• WHAT TO WORK ON
Only the lines from the start of the data through the line containing "(props.$active ? RED" should be written out, exactly as they are, with both ends included and the pictures left out.
* begin STORED DATA *
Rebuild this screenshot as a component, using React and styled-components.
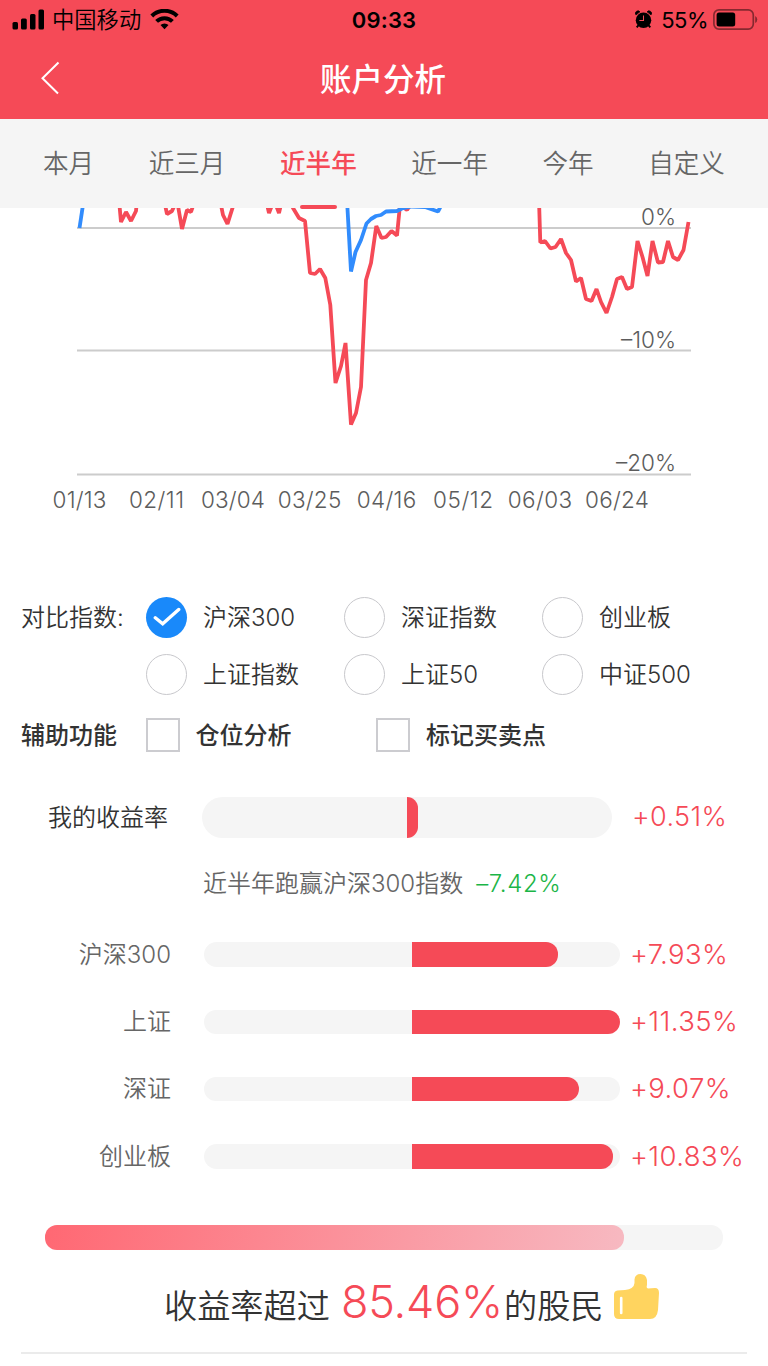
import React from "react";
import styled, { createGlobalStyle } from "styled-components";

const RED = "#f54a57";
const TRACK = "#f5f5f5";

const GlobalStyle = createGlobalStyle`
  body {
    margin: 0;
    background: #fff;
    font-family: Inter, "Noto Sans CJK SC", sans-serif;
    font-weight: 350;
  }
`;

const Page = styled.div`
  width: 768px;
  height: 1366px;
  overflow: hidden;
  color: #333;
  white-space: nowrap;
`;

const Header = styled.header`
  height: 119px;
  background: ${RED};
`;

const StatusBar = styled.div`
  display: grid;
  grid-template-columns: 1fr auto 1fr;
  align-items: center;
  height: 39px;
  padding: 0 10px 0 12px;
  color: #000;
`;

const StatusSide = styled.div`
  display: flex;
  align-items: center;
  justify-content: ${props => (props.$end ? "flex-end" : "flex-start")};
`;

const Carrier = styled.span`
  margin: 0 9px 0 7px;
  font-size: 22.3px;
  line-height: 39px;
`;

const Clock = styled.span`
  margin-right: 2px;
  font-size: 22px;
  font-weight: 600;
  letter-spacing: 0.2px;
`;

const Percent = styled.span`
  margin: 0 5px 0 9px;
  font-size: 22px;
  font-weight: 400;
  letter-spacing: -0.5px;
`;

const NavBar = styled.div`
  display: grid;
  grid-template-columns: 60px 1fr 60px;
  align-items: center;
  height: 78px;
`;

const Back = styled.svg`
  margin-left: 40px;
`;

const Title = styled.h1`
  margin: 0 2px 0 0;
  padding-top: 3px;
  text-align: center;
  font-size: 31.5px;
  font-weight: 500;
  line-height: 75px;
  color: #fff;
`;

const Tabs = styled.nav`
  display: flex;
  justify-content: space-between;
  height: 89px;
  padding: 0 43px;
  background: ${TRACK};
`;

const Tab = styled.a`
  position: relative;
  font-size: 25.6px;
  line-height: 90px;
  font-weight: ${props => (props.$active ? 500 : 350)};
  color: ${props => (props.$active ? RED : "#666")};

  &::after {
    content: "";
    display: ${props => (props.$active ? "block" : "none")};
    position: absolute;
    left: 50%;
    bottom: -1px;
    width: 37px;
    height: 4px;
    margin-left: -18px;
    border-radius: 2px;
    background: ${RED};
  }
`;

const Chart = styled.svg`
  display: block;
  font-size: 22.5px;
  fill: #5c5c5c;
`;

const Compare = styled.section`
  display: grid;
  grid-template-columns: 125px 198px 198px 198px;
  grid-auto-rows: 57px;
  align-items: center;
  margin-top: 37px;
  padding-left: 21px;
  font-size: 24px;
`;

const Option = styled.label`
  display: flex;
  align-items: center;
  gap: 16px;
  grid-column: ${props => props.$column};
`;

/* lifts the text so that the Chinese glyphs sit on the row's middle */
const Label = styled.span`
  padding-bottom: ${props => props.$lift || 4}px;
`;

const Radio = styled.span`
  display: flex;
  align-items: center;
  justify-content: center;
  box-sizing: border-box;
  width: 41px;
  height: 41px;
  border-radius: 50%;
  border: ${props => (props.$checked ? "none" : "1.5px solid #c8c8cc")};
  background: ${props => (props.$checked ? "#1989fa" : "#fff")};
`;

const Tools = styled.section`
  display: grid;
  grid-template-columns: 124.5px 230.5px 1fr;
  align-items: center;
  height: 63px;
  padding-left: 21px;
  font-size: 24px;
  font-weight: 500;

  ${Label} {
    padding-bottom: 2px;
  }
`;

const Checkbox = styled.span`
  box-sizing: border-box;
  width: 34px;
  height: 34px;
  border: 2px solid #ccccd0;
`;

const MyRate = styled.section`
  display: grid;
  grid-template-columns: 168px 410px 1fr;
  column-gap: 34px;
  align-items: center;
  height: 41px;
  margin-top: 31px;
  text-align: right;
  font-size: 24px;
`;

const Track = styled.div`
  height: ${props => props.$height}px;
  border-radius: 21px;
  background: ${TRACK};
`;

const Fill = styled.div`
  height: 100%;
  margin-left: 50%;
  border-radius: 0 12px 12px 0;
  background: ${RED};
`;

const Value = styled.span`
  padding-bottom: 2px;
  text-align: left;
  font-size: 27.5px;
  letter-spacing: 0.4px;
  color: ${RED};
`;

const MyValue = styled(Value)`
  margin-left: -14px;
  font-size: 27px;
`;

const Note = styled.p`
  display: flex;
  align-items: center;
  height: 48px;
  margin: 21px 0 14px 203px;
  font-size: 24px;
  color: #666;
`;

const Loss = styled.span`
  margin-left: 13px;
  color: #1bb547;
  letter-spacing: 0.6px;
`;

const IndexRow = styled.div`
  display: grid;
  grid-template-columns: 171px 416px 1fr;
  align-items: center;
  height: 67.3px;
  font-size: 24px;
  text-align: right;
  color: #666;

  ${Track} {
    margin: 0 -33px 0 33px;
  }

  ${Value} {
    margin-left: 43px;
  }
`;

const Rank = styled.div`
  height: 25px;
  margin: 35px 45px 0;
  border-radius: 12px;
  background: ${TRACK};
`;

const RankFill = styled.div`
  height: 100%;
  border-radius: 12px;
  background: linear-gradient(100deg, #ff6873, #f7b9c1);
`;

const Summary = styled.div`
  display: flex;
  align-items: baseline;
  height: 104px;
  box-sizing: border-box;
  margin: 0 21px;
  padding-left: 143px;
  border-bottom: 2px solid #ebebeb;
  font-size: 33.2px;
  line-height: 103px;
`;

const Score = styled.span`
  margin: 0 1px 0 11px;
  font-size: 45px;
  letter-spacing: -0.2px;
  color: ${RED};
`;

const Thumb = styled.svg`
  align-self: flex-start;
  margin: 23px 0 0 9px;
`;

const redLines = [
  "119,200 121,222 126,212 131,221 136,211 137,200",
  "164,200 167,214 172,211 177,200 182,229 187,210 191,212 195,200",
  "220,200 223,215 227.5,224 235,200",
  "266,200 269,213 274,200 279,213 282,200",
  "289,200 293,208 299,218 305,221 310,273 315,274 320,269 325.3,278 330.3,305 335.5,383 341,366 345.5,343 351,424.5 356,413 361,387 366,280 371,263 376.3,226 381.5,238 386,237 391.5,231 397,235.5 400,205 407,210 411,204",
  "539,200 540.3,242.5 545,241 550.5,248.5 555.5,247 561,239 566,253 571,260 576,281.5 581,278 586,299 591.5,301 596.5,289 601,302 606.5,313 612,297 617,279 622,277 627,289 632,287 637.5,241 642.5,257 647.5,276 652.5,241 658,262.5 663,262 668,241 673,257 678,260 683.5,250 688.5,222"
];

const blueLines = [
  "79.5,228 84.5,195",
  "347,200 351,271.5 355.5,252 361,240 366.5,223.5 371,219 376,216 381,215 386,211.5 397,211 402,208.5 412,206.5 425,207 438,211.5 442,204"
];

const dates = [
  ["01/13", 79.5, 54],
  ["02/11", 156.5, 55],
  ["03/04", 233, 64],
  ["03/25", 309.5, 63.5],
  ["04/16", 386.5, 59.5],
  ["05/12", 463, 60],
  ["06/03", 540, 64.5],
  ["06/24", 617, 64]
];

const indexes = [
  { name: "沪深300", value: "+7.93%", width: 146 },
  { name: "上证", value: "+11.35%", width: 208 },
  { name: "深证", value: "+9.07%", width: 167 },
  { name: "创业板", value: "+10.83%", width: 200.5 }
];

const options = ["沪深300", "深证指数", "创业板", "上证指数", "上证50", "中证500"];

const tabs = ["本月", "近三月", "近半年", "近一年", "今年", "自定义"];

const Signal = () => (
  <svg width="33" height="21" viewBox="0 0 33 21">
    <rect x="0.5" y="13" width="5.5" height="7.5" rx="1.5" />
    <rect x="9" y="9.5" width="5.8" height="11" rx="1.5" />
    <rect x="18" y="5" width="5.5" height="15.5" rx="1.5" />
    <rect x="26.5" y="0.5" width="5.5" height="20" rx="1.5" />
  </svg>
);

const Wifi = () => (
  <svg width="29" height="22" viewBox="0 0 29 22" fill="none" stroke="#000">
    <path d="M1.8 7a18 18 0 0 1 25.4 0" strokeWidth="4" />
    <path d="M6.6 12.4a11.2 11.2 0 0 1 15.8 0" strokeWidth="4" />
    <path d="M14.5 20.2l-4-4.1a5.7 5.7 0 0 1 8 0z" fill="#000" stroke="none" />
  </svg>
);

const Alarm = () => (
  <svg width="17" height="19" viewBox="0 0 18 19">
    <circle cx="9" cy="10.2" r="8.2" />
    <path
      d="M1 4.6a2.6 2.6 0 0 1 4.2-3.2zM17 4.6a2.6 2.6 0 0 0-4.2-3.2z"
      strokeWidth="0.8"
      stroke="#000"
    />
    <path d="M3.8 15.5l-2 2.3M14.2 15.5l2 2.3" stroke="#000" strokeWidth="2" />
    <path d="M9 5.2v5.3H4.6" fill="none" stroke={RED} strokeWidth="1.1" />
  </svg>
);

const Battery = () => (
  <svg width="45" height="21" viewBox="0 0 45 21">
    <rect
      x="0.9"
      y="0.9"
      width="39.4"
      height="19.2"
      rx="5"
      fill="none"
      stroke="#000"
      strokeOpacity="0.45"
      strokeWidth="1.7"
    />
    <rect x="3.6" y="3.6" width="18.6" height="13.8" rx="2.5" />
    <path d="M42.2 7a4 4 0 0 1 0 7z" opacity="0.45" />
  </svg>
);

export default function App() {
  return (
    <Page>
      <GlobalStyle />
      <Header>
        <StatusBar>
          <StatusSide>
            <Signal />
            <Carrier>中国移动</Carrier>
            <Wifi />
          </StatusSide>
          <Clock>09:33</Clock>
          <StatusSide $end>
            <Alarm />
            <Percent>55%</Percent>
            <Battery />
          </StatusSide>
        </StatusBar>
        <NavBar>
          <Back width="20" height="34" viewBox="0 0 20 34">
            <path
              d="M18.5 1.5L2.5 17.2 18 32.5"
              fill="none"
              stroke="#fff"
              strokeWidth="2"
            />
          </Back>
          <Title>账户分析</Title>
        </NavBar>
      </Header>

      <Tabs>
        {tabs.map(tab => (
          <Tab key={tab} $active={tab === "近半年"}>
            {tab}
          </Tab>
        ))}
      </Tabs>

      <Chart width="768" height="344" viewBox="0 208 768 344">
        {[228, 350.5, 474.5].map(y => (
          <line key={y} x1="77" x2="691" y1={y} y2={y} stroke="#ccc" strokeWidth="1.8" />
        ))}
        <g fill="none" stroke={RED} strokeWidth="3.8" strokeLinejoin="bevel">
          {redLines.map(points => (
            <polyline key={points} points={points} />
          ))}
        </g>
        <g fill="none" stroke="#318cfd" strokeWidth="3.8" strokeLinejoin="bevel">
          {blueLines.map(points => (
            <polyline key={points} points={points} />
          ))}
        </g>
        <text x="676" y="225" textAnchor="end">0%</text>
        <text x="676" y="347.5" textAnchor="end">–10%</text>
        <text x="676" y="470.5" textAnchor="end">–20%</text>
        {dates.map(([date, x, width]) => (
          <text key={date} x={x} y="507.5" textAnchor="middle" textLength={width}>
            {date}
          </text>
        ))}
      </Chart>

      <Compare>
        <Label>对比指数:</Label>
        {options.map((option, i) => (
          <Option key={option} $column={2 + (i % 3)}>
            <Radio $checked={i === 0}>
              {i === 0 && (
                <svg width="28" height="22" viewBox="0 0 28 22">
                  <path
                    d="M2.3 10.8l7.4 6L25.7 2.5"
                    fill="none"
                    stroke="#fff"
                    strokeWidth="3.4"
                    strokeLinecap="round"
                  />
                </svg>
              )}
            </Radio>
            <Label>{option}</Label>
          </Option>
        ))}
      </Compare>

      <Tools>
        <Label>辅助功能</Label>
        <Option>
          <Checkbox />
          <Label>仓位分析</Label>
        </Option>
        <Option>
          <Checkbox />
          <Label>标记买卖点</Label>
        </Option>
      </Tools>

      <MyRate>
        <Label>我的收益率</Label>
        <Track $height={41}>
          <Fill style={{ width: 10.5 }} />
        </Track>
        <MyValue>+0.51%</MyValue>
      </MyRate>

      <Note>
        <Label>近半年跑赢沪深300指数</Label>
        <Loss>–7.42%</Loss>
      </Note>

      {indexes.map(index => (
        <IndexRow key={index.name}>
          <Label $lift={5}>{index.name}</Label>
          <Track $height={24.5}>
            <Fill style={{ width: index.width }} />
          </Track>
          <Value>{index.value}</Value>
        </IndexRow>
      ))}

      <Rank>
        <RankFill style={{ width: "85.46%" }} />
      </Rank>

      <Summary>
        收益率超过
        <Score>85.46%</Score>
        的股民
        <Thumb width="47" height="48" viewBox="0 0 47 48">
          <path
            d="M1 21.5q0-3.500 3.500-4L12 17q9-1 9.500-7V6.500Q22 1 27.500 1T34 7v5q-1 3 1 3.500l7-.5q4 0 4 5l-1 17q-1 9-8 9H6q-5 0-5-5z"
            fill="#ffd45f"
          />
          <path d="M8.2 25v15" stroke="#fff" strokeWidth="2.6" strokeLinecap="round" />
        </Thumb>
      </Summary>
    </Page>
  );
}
* end STORED DATA *
• SOLUTION TO THIS EXERCISE
Rebuild this screenshot as a component, using React and styled-components.
import React from "react";
import styled, { createGlobalStyle } from "styled-components";

const RED = "#f54a57";
const TRACK = "#f5f5f5";

const GlobalStyle = createGlobalStyle`
  body {
    margin: 0;
    background: #fff;
    font-family: Inter, "Noto Sans CJK SC", sans-serif;
    font-weight: 350;
  }
`;

const Page = styled.div`
  width: 768px;
  height: 1366px;
  overflow: hidden;
  color: #333;
  white-space: nowrap;
`;

const Header = styled.header`
  height: 119px;
  background: ${RED};
`;

const StatusBar = styled.div`
  display: grid;
  grid-template-columns: 1fr auto 1fr;
  align-items: center;
  height: 39px;
  padding: 0 10px 0 12px;
  color: #000;
`;

const StatusSide = styled.div`
  display: flex;
  align-items: center;
  justify-content: ${props => (props.$end ? "flex-end" : "flex-start")};
`;

const Carrier = styled.span`
  margin: 0 9px 0 7px;
  font-size: 22.3px;
  line-height: 39px;
`;

const Clock = styled.span`
  margin-right: 2px;
  font-size: 22px;
  font-weight: 600;
  letter-spacing: 0.2px;
`;

const Percent = styled.span`
  margin: 0 5px 0 9px;
  font-size: 22px;
  font-weight: 400;
  letter-spacing: -0.5px;
`;

const NavBar = styled.div`
  display: grid;
  grid-template-columns: 60px 1fr 60px;
  align-items: center;
  height: 78px;
`;

const Back = styled.svg`
  margin-left: 40px;
`;

const Title = styled.h1`
  margin: 0 2px 0 0;
  padding-top: 3px;
  text-align: center;
  font-size: 31.5px;
  font-weight: 500;
  line-height: 75px;
  color: #fff;
`;

const Tabs = styled.nav`
  display: flex;
  justify-content: space-between;
  height: 89px;
  padding: 0 43px;
  background: ${TRACK};
`;

const Tab = styled.a`
  position: relative;
  font-size: 25.6px;
  line-height: 90px;
  font-weight: ${props => (props.$active ? 500 : 350)};
  color: ${props => (props.$active ? RED : "#666")};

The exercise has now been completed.